Joins & Bias: How Your SQL Queries Secretly Shape Your Data Story

This is a premium course, which you can purchase below.

Bias can creep in anywhere during the analysis process - even in the way you structure your query and the joins you use.

The word bias might sound a bit strong when describing the use of joins. It's important to note, however, that bias can take two forms: implicit and explicit. I dislike brussel sprouts and will never eat them (unless they're wrapped in bacon and then they're tolerable). This is an explicit bias and I know it!

Implicit bias can take many forms that we're simply not aware of, including a lack of knowledge or experience. It also takes the form of unseen preferences which, in the programming world can come down to the languages you use, the editors you write in and even the music you listen to while writing that code in that editor!

We're going to see how implicit bias can change the story our data tells. It will seem subtle - but that's exactly the point...

Left, Right, Full Outer Joins

In this example we work with a many to many join. One person can have many jobs, and one job can have many people. Notice the composite primary key on assignments. This is a common primary key for joining tables. The primary key is defined by two columns instead of one, the combination of each must be unique:

create table people(
  id serial primary key,
  name text not null
);

create table jobs(
  id serial primary key,
  name text not null
);

create table assignments(
  people_id int not null references people(id),
  job_id int not null references jobs(id),
  primary key(people_id, job_id) -- composite primary key
);

insert into people(name)
values('Darth Vader'),('Apple Dumpling'),('Duke Leto'),('Totoro');

insert into jobs(name)
values('Control the Galaxy'),('Bake Apple Pies'),
      ('Rule Arrakis'),('Play shakuhatchi in tree');

insert into assignments(people_id, job_id)
values
    (1,1),(1,2),
    (2,2),(2,4),
    (4,4),(4,1);

Querying this data involves joining the tables together. We can do this exclusively, meaning only data that fits our join condition (people_id = people.id for instance) will be included:

select * from people -- from left...
inner join assignments on people_id = people.id
inner join jobs on jobs.id = assignments.job_id; -- to right

We can loosen things up a bit using a left or left outer join (same thing). Show me all data to the left of the join. In this query, we'll see all people but null for jobs without people:

select * from people --all data coming from here
left outer assignments on people_id = people.id -- and here...
left outer jobs on jobs.id = assignments.job_id; -- only matching from here

This can work in the other direction, to the right of the join as well. Here we'll see all the jobs but null for people without jobs:

select * from people -- only matching from here
right outer assignments on people_id = people.id -- and here...
right outer jobs on jobs.id = assignments.job_id; --all data coming from here

If we want to see absolutely everything, we use a full outer join:

select * from people --all data coming from here
full outer assignments on people_id = people.id -- and here...
full outer jobs on jobs.id = assignments.job_id; --all data coming from here

This shows us everything, including jobs without people and people without jobs.
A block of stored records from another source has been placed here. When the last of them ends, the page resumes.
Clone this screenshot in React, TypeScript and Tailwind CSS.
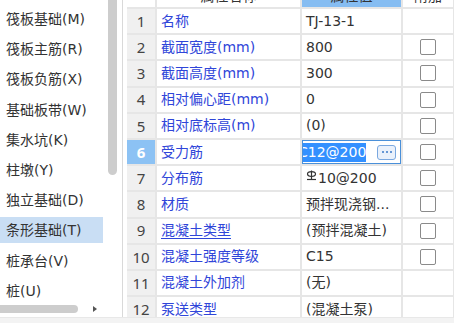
import React from 'react';

const font = { fontFamily: '"DejaVu Sans", "Noto Sans CJK SC", sans-serif' };

const menu = [
  '筏板基础(M)',
  '筏板主筋(R)',
  '筏板负筋(X)',
  '基础板带(W)',
  '集水坑(K)',
  '柱墩(Y)',
  '独立基础(D)',
  '条形基础(T)',
  '桩承台(V)',
  '桩(U)',
];

type Row = { name: string; value: string; check: boolean; underline?: boolean };

const rows: Row[] = [
  { name: '名称', value: 'TJ-13-1', check: false },
  { name: '截面宽度(mm)', value: '800', check: true },
  { name: '截面高度(mm)', value: '300', check: true },
  { name: '相对偏心距(mm)', value: '0', check: true },
  { name: '相对底标高(m)', value: '(0)', check: true },
  { name: '受力筋', value: 'C12@200', check: true },
  { name: '分布筋', value: '10@200', check: true },
  { name: '材质', value: '预拌现浇钢...', check: true },
  { name: '混凝土类型', value: '(预拌混凝土)', check: true, underline: true },
  { name: '混凝土强度等级', value: 'C15', check: true },
  { name: '混凝土外加剂', value: '(无)', check: false },
  { name: '泵送类型', value: '(混凝土泵)', check: false, underline: true },
];

// HRB400 rebar grade mark
function RebarMark() {
  return (
    <svg width="11" height="11" viewBox="0 0 11 11" className="mr-[1px] -mt-[6px] shrink-0">
      <ellipse cx="5.5" cy="4" rx="4" ry="2.4" fill="none" stroke="#333" strokeWidth="1.2" />
      <line x1="5.5" y1="0.5" x2="5.5" y2="9" stroke="#333" strokeWidth="1.2" />
      <line x1="1" y1="9.5" x2="10" y2="9.5" stroke="#333" strokeWidth="1.2" />
    </svg>
  );
}

function Check() {
  return <div className="w-4 h-4 rounded-[2px] border border-[#8a8a8a] bg-white" />;
}

export default function App() {
  return (
    <div className="w-[454px] h-[323px] bg-white overflow-hidden text-[#333]" style={font}>
      <div className="flex h-[317px]">
        {/* left component list */}
        <div className="w-[123px] flex flex-col border-r border-[#d9d9d9]">
          <div className="flex flex-1 min-h-0">
            <div className="w-[108px] overflow-hidden flex flex-col gap-[4.2px] pt-[6px]">
              {menu.map((m) => (
                <div
                  key={m}
                  className={`shrink-0 h-[26px] w-[103px] flex items-center pl-[6px] text-[14px] leading-none whitespace-nowrap ${
                    m === '条形基础(T)' ? 'bg-[#c9def4]' : ''
                  }`}
                >
                  {m}
                </div>
              ))}
            </div>
            <div className="w-[9px]">
              <div className="h-[175px] bg-[#cdcdcd] rounded-b-[5px]" />
            </div>
          </div>
          <div className="h-[13px] flex items-center gap-[15px] pb-[3px]">
            <div className="w-[78px] h-[8px] bg-[#cdcdcd] rounded-r-[4px]" />
            <div className="w-0 h-0 border-y-[3.5px] border-y-transparent border-l-[4px] border-l-[#555]" />
          </div>
        </div>

        {/* property grid */}
        <div className="flex-1 pl-[4px] overflow-hidden">
          <div className="grid grid-cols-[28px_143px_99px_50px] gap-[2px] bg-[#e6e6e6] -mt-[15px]">
            <div className="h-[22px] bg-white" />
            <div className="h-[22px] bg-white flex items-center justify-center text-[14px]">属性名称</div>
            <div className="h-[22px] bg-[#86bdf2] flex items-center justify-center text-[14px]">属性值</div>
            <div className="h-[22px] bg-white flex items-center justify-center text-[14px]">附加</div>
            {rows.map((r, i) => {
              const active = i === 5;
              return (
                <React.Fragment key={r.name}>
                  <div
                    className={`h-[24.2px] flex items-center justify-center text-[15px] ${
                      active ? 'bg-[#8cc2f4] text-white font-bold' : 'bg-[#f0f0f0] text-[#444]'
                    }`}
                    style={{ fontFamily: '"Noto Sans", sans-serif' }}
                  >
                    {i + 1}
                  </div>
                  <div className="h-[24.2px] bg-white flex items-center pl-[4px] text-[14px] text-[#2f45d9] whitespace-nowrap">
                    <span className={r.underline ? 'underline underline-offset-[3px]' : ''}>{r.name}</span>
                  </div>
                  {active ? (
                    <div className="h-[24.2px] bg-white border border-[#4a90d9] flex items-center pr-[4px] overflow-hidden">
                      <div className="flex-1 overflow-hidden">
                        <span className="block -ml-[5px] w-fit bg-[#3390ff] text-white text-[14px] leading-[19px] whitespace-nowrap">
                          C12@200
                        </span>
                      </div>
                      <div className="shrink-0 w-[19px] h-[15px] ml-[6px] rounded-[3px] border border-[#7aa8e0] bg-[#eaf1fb] flex items-center justify-center gap-[2px]">
                        <span className="w-[2px] h-[2px] rounded-full bg-[#3a78c8]" />
                        <span className="w-[2px] h-[2px] rounded-full bg-[#3a78c8]" />
                        <span className="w-[2px] h-[2px] rounded-full bg-[#3a78c8]" />
                      </div>
                    </div>
                  ) : (
                    <div className="h-[24.2px] bg-white flex items-center pl-[4px] text-[14px] whitespace-nowrap overflow-hidden">
                      {i === 6 && <RebarMark />}
                      {r.value}
                    </div>
                  )}
                  <div className="h-[24.2px] bg-white flex items-center justify-center">
                    {r.check && <Check />}
                  </div>
                </React.Fragment>
              );
            })}
          </div>
        </div>
      </div>
      <div className="h-[6px] bg-[#f3f3f3] border-t border-[#e8e8e8]" />
    </div>
  );
}
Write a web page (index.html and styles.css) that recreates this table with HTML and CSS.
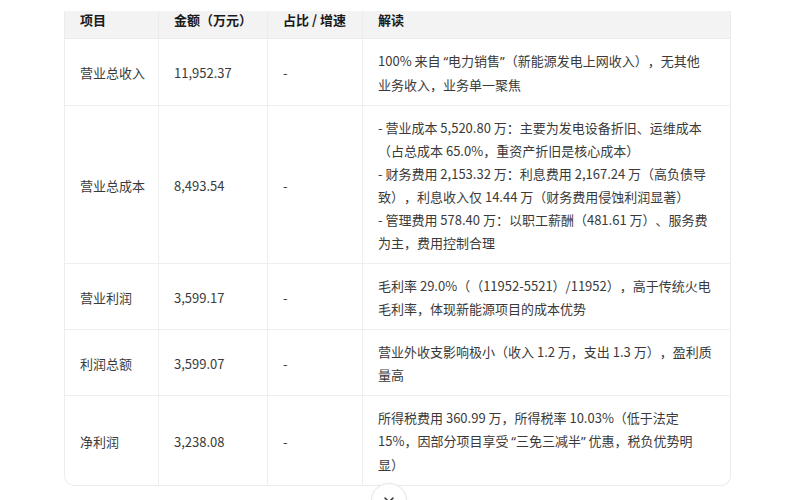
FILE: index.html
```html
<!DOCTYPE html>
<html lang="zh-CN">
<head>
<meta charset="utf-8">
<link rel="stylesheet" href="styles.css">
</head>
<body>
<div class="page">
  <div class="table-wrap">
    <table class="fin">
      <colgroup>
        <col class="c1"><col class="c2"><col class="c3"><col class="c4">
      </colgroup>
      <thead>
        <tr><th>项目</th><th>金额（万元）</th><th>占比 / 增速</th><th>解读</th></tr>
      </thead>
      <tbody>
        <tr>
          <td>营业总收入</td><td>11,952.37</td><td>-</td>
          <td class="note">100% 来自 <span class="q">“电力销售”</span>（新能源发电上网收入），无其他<br>业务收入，业务单一聚焦</td>
        </tr>
        <tr>
          <td>营业总成本</td><td>8,493.54</td><td>-</td>
          <td class="note">- 营业成本 5,520.80 万：主要为发电设备折旧、运维成本（占总成本 65.0%，重资产折旧是核心成本）<br>- 财务费用 2,153.32 万：利息费用 2,167.24 万（高负债导致），利息收入仅 14.44 万（财务费用侵蚀利润显著）<br>- 管理费用 578.40 万：以职工薪酬（481.61 万）、服务费为主，费用控制合理</td>
        </tr>
        <tr>
          <td>营业利润</td><td>3,599.17</td><td>-</td>
          <td class="note">毛利率 29.0%（（11952-5521）/11952），高于传统火电毛利率，体现新能源项目的成本优势</td>
        </tr>
        <tr>
          <td>利润总额</td><td>3,599.07</td><td>-</td>
          <td class="note">营业外收支影响极小（收入 1.2 万，支出 1.3 万），盈利质量高</td>
        </tr>
        <tr>
          <td>净利润</td><td>3,238.08</td><td>-</td>
          <td class="note">所得税费用 360.99 万，所得税率 10.03%（低于法定 15%，因部分项目享受 <span class="q">“三免三减半”</span> 优惠，税负优势明显）</td>
        </tr>
      </tbody>
    </table>
  </div>
  <button class="scroll-btn" aria-label="scroll down">
    <svg width="14" height="14" viewBox="0 0 14 14"><path d="M3 5l4 4 4-4" fill="none" stroke="#333" stroke-width="1.5" stroke-linecap="round" stroke-linejoin="round"/></svg>
  </button>
</div>
</body>
</html>
```
FILE: styles.css
```css
html, body {
  margin: 0;
  padding: 0;
  background: #fff;
  overflow: hidden;
}
body {
  font-family: "Noto Sans CJK SC", "Noto Sans", sans-serif;
  font-size: 13px;
  color: #3a3a3a;
  text-spacing-trim: space-all;
}
.q {
  font-family: "Noto Sans", "Noto Sans CJK SC", sans-serif;
}
.page {
  position: relative;
  height: 500px;
  padding: 11px 0 0 64px;
  box-sizing: border-box;
}
.table-wrap {
  width: 667px;
  border: 1px solid #ececec;
  border-top: none;
  border-radius: 0 0 10px 10px;
  overflow: hidden;
  box-sizing: border-box;
}
.fin {
  width: 100%;
  border-collapse: separate;
  border-spacing: 0;
  table-layout: fixed;
}
.c1 { width: 94px; }
.c2 { width: 109px; }
.c3 { width: 95px; }
.c4 { width: auto; }
.fin th {
  background: #f3f3f3;
  color: #1a1a1a;
  font-weight: 700;
  text-align: left;
  line-height: 18px;
  padding: 0 15px 9px;
  white-space: nowrap;
  border-right: 1px solid #ebebeb;
  border-bottom: 1px solid #ebebeb;
}
.fin td {
  line-height: 23px;
  padding: 10px 15px 9px;
  vertical-align: middle;
  border-right: 1px solid #efefef;
  border-bottom: 1px solid #efefef;
}
.fin td:not(.note) { white-space: nowrap; padding-right: 8px; }
.fin th:last-child, .fin td:last-child { border-right: none; }
.fin tbody tr:last-child td { border-bottom: none; }
.fin td.note { padding-right: 16px; }
.scroll-btn {
  position: absolute;
  left: 371px;
  top: 483px;
  width: 36px;
  height: 36px;
  border-radius: 50%;
  border: 1px solid #e6e6e6;
  background: #fff;
  box-shadow: 0 1px 4px rgba(0,0,0,0.06);
  display: flex;
  align-items: flex-start;
  justify-content: center;
  padding: 9px 0 0;
  box-sizing: border-box;
}
```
We can also do a many to many join with two tables, one of them referencing itself. This looks weird, but it implies a completely different type of relationship (bidirectional):

-- drop our existing tables
drop table if exists people cascade;
drop table if exists jobs cascade;
drop table if exists assignments cascade;

create table people(
  id serial primary key,
  name text not null
);

create table friends(
  people_id int not null,
  friend_id int not null references people(id),
  primary key (people_id, friend_id) -- a composite primary key
);

insert into people(name)
values
    ('Darth Vader'),
    ('Apple Dumpling'),
    ('Duke Leto'),
    ('Totoro');
insert into friends(people_id, friend_id)
values
    (1,3),(1,4), -- Vader/Leto, Vader/Totoro
    (2,4),(3,4); -- Apple Dumpling/Totoro, Duke Leto/Totoro

Querying this gets interesting - what is it we hope to understand? The obvious answer is "who's friends with whom", but what will the result set look like? Also, do we care about people without friends?

If we're only interested in showing friends, we can query it like this:

select people.name, friendos.name from people
inner join friends on people.id = friends.people_id
inner join people as friendos on friends.friend_id = friendos.id; -- alias the people table to avoid naming collisions

This exclusive result set is what we're looking for as showing a more detailed result set (using left, right or full) would cause duplication. In other words, we'd see Vader/Leto and Leto/Vader. Friendship is kind of a mutual thing and all we need to see is a single result to define the idea.

The Bias Discussion

In that last paragraph I just defined what friendship means and created a table design and query based on my thoughts and beliefs about friendship. Do you trust me to accurately do this? Do you trust yourself? What kinds of questions might arise from this data set in the future?

The answer is awareness. It's yet another reason we write down everything in our README file so people understand what decisions we've made and why. If you have a team to discuss things with, do!